Yes, an unpublished Michigan Court of Appeals case suggests that you can.  The name of the case is People v. Ra[i]. In this case, the defendant, Ms. Ra, was visiting the home of her mother. Ms. Ra’s teenage niece was also at the home.  Ms. Ra and her mother were both sitting on the porch watching Ms. Ra’s two-year old daughter play in her car which was parked in front of the house. The niece’s teenage friend showed up and since it was believed that this young woman had beaten up the niece at school earlier, Ms. Ra told her to call her mother to pick her up.  The mother showed up in response to the call and proceed to create a big scene.  Ms. Ra then asked her to leave as well, and this request apparently infuriated the teenager’s mother.  At trial different versions of what happened next were presented by the two parties, but it appears that after the teenager got into her mother’s car, the mother rammed the car into the car in which Ms. Ra’s child was playing.  Ms. Ra then went to her car and retrieved a handgun from the consol.  She then pointed the gun at the other car, demanding that they leave.  The teenager’s mother got out, apparently unafraid, and took pictures of Ms. Ra holding the gun.  She then left, went to the police department, and filed a complaint.  The defendant ended up charged with two felonies; assault with a dangerous weapon (felonious assault), pursuant to MCL § 750.82, and possessing a firearm while committing a felony (felony-firearm), pursuant to MCL § 750.227b.

Ms.
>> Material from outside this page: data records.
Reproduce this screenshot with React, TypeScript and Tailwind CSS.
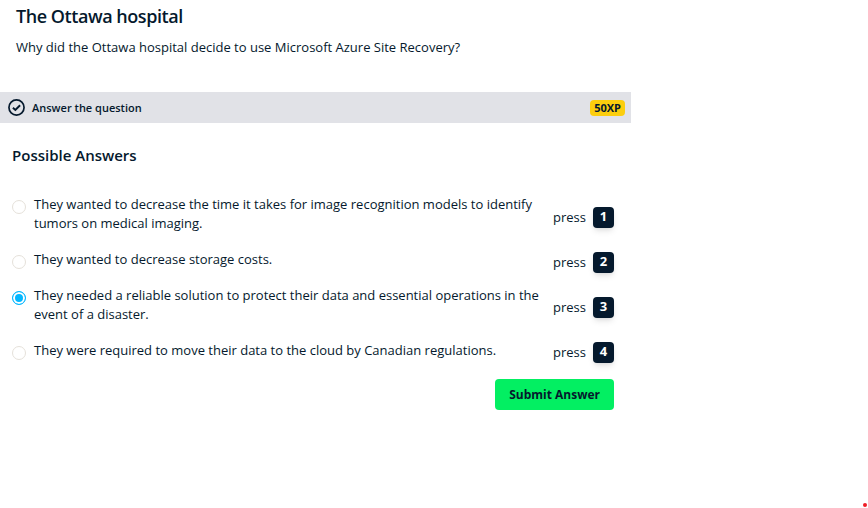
import { useState } from "react";

const answers = [
  "They wanted to decrease the time it takes for image recognition models to identify tumors on medical imaging.",
  "They wanted to decrease storage costs.",
  "They needed a reliable solution to protect their data and essential operations in the event of a disaster.",
  "They were required to move their data to the cloud by Canadian regulations.",
];

function CheckCircle() {
  return (
    <svg className="size-[17px] shrink-0" viewBox="0 0 18 18" fill="none" stroke="currentColor" strokeWidth="2" aria-hidden="true">
      <circle cx="9" cy="9" r="8" strokeWidth="1.8" />
      <path d="M5.2 9.2l2.6 2.4 5-5" />
    </svg>
  );
}

export default function App() {
  const [selected, setSelected] = useState(2);

  return (
    <div className="flex min-h-screen flex-col bg-white font-[Open_Sans,sans-serif] text-[13px] leading-[19px] font-medium text-[#05192d]">
      <main className="w-full max-w-[631px]">
        <header className="px-4 pt-1">
          <h1 className="text-lg leading-6 font-semibold tracking-tight">The Ottawa hospital</h1>
          <p className="mt-2.5 pb-[35px]">Why did the Ottawa hospital decide to use Microsoft Azure Site Recovery?</p>
        </header>

        <div className="flex h-[31px] items-center gap-[7px] bg-[#e1e2e7] pr-1.5 pl-2">
          <CheckCircle />
          <h2 className="flex-1 text-[11px] leading-4 font-semibold">Answer the question</h2>
          <strong className="rounded-sm bg-[#fcce0d] px-1 text-[11px] leading-4 font-bold">50XP</strong>
        </div>

        <form className="pr-[17px] pl-3" onSubmit={(event) => event.preventDefault()}>
          <h3 id="answers-title" className="mt-5 mb-7 text-[15px] leading-6 font-semibold">Possible Answers</h3>
          <div className="flex gap-2">
            <div role="radiogroup" aria-labelledby="answers-title" className="flex min-w-0 flex-1 flex-col gap-[17px]">
              {answers.map((answer, index) => (
                <label key={answer} className="flex items-start gap-2">
                  <input
                    type="radio"
                    name="answer"
                    checked={selected === index}
                    onChange={() => setSelected(index)}
                    className="mt-[5px] size-3.5 shrink-0 appearance-none rounded-full border border-[#e5e1da] bg-white checked:border-[#03b7ff] checked:bg-[#03b7ff] checked:shadow-[inset_0_0_0_2px_white]"
                  />
                  <span>{answer}</span>
                </label>
              ))}
            </div>
            <div className="flex flex-col">
              {answers.map((answer, index) => (
                <div key={answer} className="flex h-[45px] items-center gap-[7px]">
                  <span>press</span>
                  <kbd className="h-[21px] w-[21px] rounded-sm bg-[#05192d] text-center font-[Open_Sans,sans-serif] text-[13px] leading-[19px] font-bold text-white shadow-md">
                    {index + 1}
                  </kbd>
                </div>
              ))}
            </div>
          </div>
          <div className="mt-1 flex justify-end">
            <button type="submit" className="h-[31px] rounded-sm bg-[#03ef62] px-3.5 text-xs font-bold">
              Submit Answer
            </button>
          </div>
        </form>
      </main>
      <span className="mt-auto mr-px mb-px size-1 self-end rounded-full bg-[#ef1c24]" />
    </div>
  );
}
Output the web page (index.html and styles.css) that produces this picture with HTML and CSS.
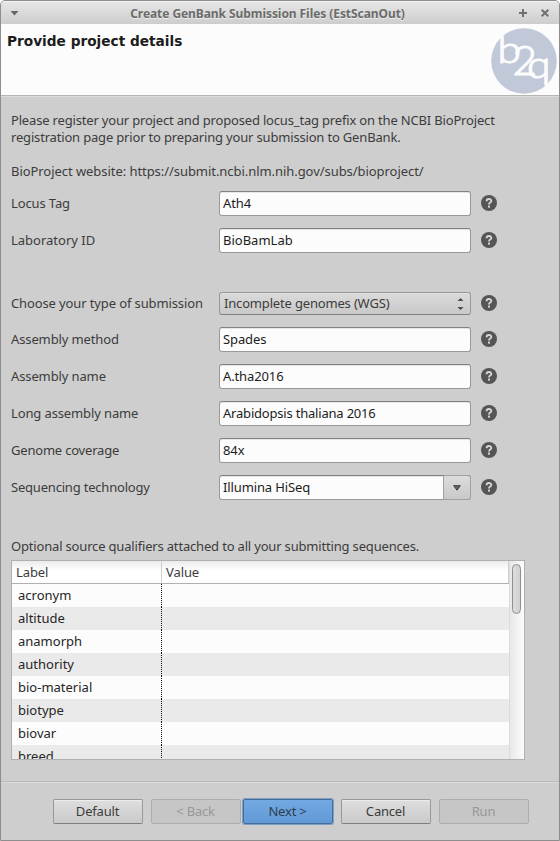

Ra’s was convicted of both felonies counts at trial, and on appeal her attorney that the trial court erred by refusing to instruct the jury on the use of nondeadly force in self-defense.  Her attorney argued that she used only nondeadly force by pointing her gun at the car, and that the trial court thereby unfairly restricted the circumstances justifying self-defense to whether defendant reasonably feared death or serious bodily harm.  The Court of Appeals agreed and reversed and remanded the case for a new trial.

Self-defense is an affirmative defense that justifies otherwise punishable criminal conduct, and applies when the defendant acted intentionally, but under circumstances that justified her actions. The  use  of  deadly  force  in  self-defense  requires  that  the  defendant  honestly  and reasonably believe that she or another is in danger of being killed or seriously injured, M Crim JI 7.15(3), while the use of nondeadly force in self-defense requires that the defendant honestly and reasonably  believe that  the use of force is  necessary to  protect  herself  or  others  from the imminent unlawful use of force by another.  M Crim JI 7.22(4).  Thus, the use of deadly force in self-defense requires a reasonable belief that the circumstances were more dire than the circumstances necessary to support a use of nondeadly force in self-defense.  The Michigan Self Defense Act does not define “force” or “deadly force.”  The Michigan Supreme Court, however, has applied the term “deadly force” as defined as force used in a circumstance in which the natural, probable, and foreseeable consequence of the act is death. People v Couch, 436 Mich. 414, 428 n 3; 461 NW2d 683 (1990).  In this case the Michigan Court of Appeals held that brandishing a gun, which is essentially the threat of deadly force, is itself non deadly force.  Because Ms. Ra may have honestly and reasonably believed that non-deadly force was necessary to protect her daughter from the imminent use of force by the teenager’s mother, Ms. Ra was entitled to brandish the gun in self-defense.